Books about yoga, Living with intention, Things my yoga teacher said, Yoga off the mat

Truth in yoga

Almost three years ago, I started taking yoga classes with my (now) mentor. On occasion she would speak of truth when closing the practice. Something along the lines of living truth. I was perplexed by this. What was this truth she spoke of? Was it some secret I was not privy to? Was it a Hindu concept? This particular class is at a Christian community health center, so I wondered, is this truth she mentions God? Jesus? Something about it made me uncomfortable, because generally I am a secular person. I have my own connection to the universe and spirituality, and kind of avoid the whole organized religion thing.

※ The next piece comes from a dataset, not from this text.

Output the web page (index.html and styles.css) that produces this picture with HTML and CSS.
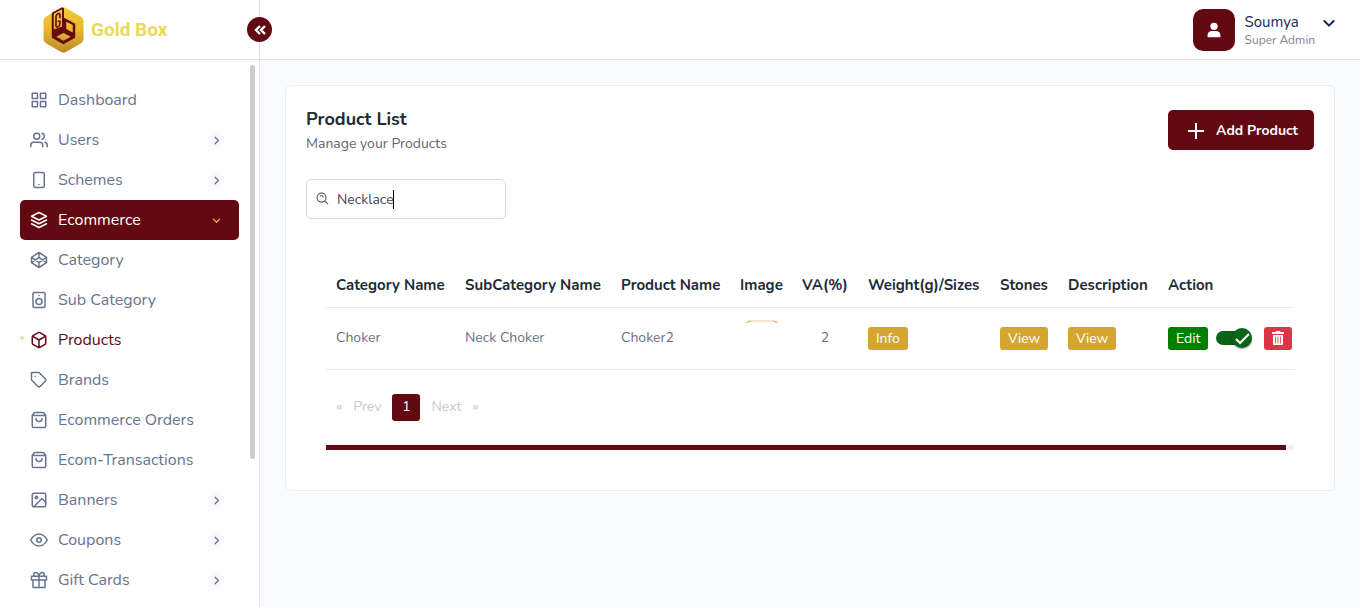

I think it took me a year to even talk to my teacher about yoga at all, and months beyond that before I gained the courage to ask, what is this truth you speak of? What if I don’t agree with it?

She recommended a book by Deborah Adele. I will forever be grateful that this was my introduction to the the ethics of yoga, known as the Yamas and Niyamas. Adele’s book is a perfect laymen’s guide… had I been pointed to Patanjali’s Sutras at that point, I may have run the other way.

One of the Yamas can be summarized as Truthfulness, as a code to live by. Adele explains this as being truthful in all affairs of life, but also to one’s self. Imagine living in such a way where we all could say and do as we wish, without judging each other or ourselves. To live our truth is to live fully. To work against our truth generates misconceptions and negative energy. And who wants either of those things?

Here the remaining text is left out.